─── Exercise inputs ───

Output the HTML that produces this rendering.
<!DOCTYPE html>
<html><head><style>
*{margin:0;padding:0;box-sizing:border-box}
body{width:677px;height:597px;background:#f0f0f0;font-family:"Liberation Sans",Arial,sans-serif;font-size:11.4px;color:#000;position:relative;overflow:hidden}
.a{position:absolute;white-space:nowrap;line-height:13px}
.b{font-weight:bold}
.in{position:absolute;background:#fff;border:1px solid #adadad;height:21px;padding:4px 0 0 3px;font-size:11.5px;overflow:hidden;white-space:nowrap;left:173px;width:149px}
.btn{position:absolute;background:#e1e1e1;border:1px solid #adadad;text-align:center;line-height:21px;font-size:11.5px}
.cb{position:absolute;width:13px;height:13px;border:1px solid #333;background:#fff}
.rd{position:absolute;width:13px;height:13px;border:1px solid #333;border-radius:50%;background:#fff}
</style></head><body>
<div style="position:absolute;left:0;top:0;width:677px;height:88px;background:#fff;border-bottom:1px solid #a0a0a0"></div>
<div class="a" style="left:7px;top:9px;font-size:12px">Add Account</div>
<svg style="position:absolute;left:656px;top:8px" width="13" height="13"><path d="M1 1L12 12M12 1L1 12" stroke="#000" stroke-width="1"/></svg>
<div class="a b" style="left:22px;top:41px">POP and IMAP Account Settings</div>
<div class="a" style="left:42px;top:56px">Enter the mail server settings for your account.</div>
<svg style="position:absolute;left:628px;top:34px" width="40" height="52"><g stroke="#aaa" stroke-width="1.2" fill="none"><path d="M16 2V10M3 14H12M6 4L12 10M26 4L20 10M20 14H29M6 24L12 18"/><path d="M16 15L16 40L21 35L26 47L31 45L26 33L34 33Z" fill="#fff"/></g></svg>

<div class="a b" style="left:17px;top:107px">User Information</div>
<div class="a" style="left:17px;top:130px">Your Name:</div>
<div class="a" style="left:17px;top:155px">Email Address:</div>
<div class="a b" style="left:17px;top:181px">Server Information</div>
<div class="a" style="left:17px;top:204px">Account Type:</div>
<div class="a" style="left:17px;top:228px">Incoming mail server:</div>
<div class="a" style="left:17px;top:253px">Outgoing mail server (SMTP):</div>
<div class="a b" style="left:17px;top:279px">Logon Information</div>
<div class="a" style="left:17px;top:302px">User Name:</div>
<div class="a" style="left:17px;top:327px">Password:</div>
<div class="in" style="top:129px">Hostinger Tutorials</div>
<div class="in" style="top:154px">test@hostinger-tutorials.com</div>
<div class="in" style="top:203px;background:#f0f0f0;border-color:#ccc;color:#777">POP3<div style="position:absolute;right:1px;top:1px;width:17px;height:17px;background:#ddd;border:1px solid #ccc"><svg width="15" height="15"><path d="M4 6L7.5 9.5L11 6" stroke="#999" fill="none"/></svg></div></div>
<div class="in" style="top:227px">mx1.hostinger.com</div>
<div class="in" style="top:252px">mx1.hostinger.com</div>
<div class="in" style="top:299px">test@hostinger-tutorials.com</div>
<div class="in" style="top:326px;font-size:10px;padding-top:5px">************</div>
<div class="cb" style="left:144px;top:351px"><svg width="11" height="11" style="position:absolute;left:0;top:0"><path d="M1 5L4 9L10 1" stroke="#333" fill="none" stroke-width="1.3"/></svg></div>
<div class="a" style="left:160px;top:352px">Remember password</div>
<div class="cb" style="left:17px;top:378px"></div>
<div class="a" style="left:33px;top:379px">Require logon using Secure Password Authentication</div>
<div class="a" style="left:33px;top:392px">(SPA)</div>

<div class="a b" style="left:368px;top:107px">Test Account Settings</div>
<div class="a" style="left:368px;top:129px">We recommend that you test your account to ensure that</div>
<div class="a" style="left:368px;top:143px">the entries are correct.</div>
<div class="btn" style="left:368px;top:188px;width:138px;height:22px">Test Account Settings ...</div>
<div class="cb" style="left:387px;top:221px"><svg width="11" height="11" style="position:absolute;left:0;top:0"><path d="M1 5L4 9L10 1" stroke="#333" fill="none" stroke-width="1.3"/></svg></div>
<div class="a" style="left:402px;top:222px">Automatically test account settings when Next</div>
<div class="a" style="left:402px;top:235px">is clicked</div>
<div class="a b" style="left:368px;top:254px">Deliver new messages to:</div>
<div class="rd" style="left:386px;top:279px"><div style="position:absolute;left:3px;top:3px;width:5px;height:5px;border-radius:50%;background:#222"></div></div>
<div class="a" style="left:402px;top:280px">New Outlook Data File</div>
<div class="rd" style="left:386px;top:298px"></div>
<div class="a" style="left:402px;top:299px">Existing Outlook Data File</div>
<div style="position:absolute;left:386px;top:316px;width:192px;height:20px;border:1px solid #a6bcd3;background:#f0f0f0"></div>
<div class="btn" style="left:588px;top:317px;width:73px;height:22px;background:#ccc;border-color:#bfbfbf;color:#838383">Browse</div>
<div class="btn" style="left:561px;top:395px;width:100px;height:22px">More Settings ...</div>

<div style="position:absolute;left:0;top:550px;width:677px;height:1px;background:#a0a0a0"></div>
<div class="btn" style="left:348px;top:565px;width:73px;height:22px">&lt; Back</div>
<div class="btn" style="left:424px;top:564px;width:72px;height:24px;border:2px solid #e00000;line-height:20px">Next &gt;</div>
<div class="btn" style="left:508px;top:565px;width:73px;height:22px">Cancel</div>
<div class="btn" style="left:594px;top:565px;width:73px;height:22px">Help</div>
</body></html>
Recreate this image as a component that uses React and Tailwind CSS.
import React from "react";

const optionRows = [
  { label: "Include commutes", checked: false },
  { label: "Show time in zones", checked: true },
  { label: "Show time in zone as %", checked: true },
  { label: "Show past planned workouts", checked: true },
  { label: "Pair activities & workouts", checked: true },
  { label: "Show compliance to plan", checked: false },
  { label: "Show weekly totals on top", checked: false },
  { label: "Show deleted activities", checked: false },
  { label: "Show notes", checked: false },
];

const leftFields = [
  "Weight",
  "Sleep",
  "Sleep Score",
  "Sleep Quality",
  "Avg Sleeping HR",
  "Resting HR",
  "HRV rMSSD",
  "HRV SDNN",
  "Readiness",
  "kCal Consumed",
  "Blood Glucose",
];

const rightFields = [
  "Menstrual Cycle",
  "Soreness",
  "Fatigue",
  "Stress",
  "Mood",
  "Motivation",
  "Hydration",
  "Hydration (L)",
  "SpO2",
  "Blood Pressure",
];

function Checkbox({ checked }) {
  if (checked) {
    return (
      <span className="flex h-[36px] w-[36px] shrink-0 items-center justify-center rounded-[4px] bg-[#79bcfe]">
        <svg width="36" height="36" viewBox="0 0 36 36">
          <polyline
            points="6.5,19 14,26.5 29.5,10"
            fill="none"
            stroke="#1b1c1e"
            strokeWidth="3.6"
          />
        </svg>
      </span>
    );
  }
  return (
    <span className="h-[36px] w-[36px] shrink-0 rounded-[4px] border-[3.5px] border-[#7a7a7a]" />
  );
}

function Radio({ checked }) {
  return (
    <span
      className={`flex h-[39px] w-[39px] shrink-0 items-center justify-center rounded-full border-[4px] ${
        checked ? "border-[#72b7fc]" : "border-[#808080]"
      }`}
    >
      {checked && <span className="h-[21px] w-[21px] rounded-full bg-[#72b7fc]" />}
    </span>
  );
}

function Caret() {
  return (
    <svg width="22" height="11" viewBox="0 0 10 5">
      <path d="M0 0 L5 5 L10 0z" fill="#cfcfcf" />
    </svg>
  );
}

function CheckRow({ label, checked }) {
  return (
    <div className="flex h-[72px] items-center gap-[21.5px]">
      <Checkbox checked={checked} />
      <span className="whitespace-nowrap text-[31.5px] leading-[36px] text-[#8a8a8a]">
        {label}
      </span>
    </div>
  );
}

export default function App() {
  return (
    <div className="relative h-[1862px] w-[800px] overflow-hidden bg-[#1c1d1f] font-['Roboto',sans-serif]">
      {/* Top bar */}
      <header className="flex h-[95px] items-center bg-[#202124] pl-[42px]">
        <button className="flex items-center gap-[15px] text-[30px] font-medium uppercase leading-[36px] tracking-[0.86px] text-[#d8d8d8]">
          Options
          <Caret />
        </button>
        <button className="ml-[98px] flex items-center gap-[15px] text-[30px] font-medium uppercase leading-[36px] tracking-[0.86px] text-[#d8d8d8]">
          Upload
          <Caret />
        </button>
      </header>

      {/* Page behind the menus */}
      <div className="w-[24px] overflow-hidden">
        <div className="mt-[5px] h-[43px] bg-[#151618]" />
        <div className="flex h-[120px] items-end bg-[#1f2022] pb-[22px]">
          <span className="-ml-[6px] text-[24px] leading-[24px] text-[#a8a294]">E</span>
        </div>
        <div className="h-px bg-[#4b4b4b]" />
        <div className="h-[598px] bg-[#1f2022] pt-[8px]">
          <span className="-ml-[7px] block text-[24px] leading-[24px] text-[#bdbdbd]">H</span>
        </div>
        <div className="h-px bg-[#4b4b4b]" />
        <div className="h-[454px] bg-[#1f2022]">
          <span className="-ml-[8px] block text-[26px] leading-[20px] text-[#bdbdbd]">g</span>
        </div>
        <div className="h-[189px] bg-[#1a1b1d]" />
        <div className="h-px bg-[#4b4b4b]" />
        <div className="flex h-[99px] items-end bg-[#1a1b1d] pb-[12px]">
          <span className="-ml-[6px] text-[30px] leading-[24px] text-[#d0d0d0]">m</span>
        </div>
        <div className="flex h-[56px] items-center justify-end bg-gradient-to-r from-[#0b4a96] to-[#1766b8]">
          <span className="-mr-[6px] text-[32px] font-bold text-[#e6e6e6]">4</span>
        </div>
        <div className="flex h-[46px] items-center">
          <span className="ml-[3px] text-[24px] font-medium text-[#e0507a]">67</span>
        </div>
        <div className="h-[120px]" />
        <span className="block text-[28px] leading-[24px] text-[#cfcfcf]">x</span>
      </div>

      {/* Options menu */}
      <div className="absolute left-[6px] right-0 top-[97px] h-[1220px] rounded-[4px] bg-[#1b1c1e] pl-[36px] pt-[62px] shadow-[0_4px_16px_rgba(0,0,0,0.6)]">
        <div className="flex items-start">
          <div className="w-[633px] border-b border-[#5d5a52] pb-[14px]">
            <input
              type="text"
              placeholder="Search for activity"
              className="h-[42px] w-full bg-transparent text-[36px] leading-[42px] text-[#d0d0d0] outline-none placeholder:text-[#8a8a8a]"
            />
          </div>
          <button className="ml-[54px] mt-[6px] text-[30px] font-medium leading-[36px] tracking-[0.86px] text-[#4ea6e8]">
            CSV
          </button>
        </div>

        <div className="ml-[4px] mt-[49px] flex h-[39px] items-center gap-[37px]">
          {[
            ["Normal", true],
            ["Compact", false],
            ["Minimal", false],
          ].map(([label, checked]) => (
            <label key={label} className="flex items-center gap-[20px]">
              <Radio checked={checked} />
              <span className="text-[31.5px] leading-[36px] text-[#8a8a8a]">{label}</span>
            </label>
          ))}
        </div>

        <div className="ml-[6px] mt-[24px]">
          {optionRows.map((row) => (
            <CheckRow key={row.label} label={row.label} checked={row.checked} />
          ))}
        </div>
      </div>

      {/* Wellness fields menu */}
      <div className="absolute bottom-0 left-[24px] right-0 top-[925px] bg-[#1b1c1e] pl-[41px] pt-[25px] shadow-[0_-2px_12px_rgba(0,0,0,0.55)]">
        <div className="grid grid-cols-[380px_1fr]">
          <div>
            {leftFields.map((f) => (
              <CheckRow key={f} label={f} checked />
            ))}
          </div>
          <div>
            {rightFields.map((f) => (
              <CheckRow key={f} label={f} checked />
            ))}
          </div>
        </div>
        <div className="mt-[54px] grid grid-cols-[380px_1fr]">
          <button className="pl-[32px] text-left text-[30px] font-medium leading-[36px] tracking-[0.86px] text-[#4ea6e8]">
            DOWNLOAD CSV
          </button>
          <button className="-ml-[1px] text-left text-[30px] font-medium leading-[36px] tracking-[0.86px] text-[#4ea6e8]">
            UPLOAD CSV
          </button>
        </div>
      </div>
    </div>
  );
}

───

• Written instruction: Copy out each line of the material that holds the word "this".

• Full solution:
Output the HTML that produces this rendering.
Recreate this image as a component that uses React and Tailwind CSS.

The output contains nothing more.